Ce texte instaure donc un droit de préférence au profit du locataire titulaire d’un bail commercial. Lorsque le bailleur envisage de vendre les locaux loués, il est tenu d’en informer le preneur en lui proposant l’acquisition du bien aux mêmes conditions que celles prévues pour la vente.
Le locataire dispose alors d’un délai d’un mois pour manifester son intention d’acheter, puis, en cas d’acceptation, d’un délai de deux mois pour réaliser la vente. Ce mécanisme vise à protéger la stabilité de l’exploitation commerciale en permettant au locataire de devenir propriétaire du local qu’il occupe.
Néanmoins, ce droit n’est pas absolu, comme c’est le cas dans l’arrêt commenté.
Dans son pourvoi, le preneur soutenait que les parties de l’immeuble non comprises dans le bail commercial ne constituaient en réalité que des dépendances accessoires au local loué, s’agissant en réalité d’un terrain affecté à un usage de stationnement.

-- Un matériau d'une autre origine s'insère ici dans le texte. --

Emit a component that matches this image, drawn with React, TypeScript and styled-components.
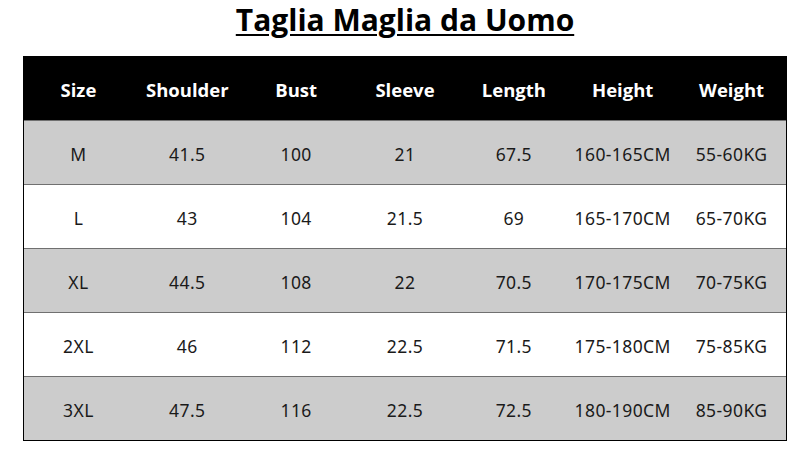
import React from "react";
import styled, { createGlobalStyle } from "styled-components";

const Global = createGlobalStyle`
  html, body { margin: 0; padding: 0; background: #ffffff; }
  body { font-family: "Noto Sans", "Open Sans", sans-serif; }
`;

const Page = styled.div`
  width: 810px;
  height: 461px;
  display: flex;
  flex-direction: column;
  align-items: center;
`;

const Title = styled.h1`
  margin: 0;
  height: 56px;
  display: flex;
  align-items: flex-start;
  justify-content: center;
  box-sizing: border-box;
  font-family: "Open Sans", "Noto Sans", sans-serif;
  font-weight: 700;
  font-size: 30px;
  line-height: 40px;
  color: #000;
  text-decoration: underline;
  text-decoration-thickness: 2px;
  text-underline-offset: 3px;
`;

const Table = styled.div`
  width: 764px;
  box-sizing: border-box;
  border-left: 1px solid #000;
  border-right: 1px solid #000;
  border-bottom: 1px solid #000;
  display: flex;
  flex-direction: column;
`;

const Row = styled.div<{ $variant: "head" | "gray" | "white" }>`
  display: grid;
  grid-template-columns: repeat(7, 1fr);
  height: ${(p) => (p.$variant === "head" ? "64px" : "63px")};
  background: ${(p) =>
    p.$variant === "head" ? "#000" : p.$variant === "gray" ? "#cccccc" : "#ffffff"};
  border-top: ${(p) => (p.$variant === "head" ? "none" : "1px solid #707070")};
`;

const Cell = styled.div<{ $head?: boolean }>`
  display: flex;
  align-items: center;
  justify-content: center;
  white-space: nowrap;
  box-sizing: border-box;
  padding-top: ${(p) => (p.$head ? "2px" : "3px")};
  font-family: ${(p) => (p.$head ? `"Open Sans", "Noto Sans", sans-serif` : `"Noto Sans", sans-serif`)};
  font-weight: ${(p) => (p.$head ? 700 : 400)};
  font-size: ${(p) => (p.$head ? "18.5px" : "17.5px")};
  letter-spacing: ${(p) => (p.$head ? "0" : "0.4px")};
  color: ${(p) => (p.$head ? "#ffffff" : "#1a1a1a")};
`;

const headers = ["Size", "Shoulder", "Bust", "Sleeve", "Length", "Height", "Weight"];
const rows = [
  ["M", "41.5", "100", "21", "67.5", "160-165CM", "55-60KG"],
  ["L", "43", "104", "21.5", "69", "165-170CM", "65-70KG"],
  ["XL", "44.5", "108", "22", "70.5", "170-175CM", "70-75KG"],
  ["2XL", "46", "112", "22.5", "71.5", "175-180CM", "75-85KG"],
  ["3XL", "47.5", "116", "22.5", "72.5", "180-190CM", "85-90KG"],
];

export default function App() {
  return (
    <>
      <Global />
      <Page>
        <Title>Taglia Maglia da Uomo</Title>
        <Table>
          <Row $variant="head">
            {headers.map((h) => (
              <Cell key={h} $head>
                {h}
              </Cell>
            ))}
          </Row>
          {rows.map((r, i) => (
            <Row key={r[0]} $variant={i % 2 === 0 ? "gray" : "white"}>
              {r.map((c, j) => (
                <Cell key={j}>{c}</Cell>
              ))}
            </Row>
          ))}
        </Table>
      </Page>
    </>
  );
}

Dans une affaire similaire, le preneur à bail arguait cette fois-ci que les biens exclus du périmètre du bail commercial mais inclus dans la vente globale, à savoir des caves et des boxes, présentaient eux aussi un caractère accessoire et devaient ainsi être rattachés aux locaux commerciaux loués.
L’un et l’autre soutenaient donc que la vente portait en substance sur le bien loué lui-même, les éléments annexes, du fait de leur caractère accessoire, ne pouvant suffire à exclure le droit de préférence conféré au preneur par l’article L.145-46-1 du Code de commerce. Selon eux, l’accessoire devait suivre le principal.
Une argumentation semblable avait été développée dans une précédente affaire, où la différence entre l’objet du bail et celui de la vente résidait dans la présence de combles inaccessibles. Le preneur faisait alors valoir qu’il ne s’agissait là que d’un élément indivisible et négligeable des locaux loués. La Cour de cassation n’avait cependant pas tranché, le moyen soulevé étant entaché de faits et de droit[2].
Dans la décision commentée, la Cour de cassation adopté une position claire : elle refuse de s’engager dans une analyse du caractère principal ou accessoire des parties non louées comprises dans la vente. Elle juge dès lors que les locaux donnés à bail ne constituent qu’une fraction des biens cédés, le droit de préférence du preneur ne trouve donc vocation à s’appliquer.
En cas de cession globale, il n’y a donc pas lieu de distinguer entre parties principales, accessoires, secondaires ou indivisibles de l’ensemble immobilier cédé.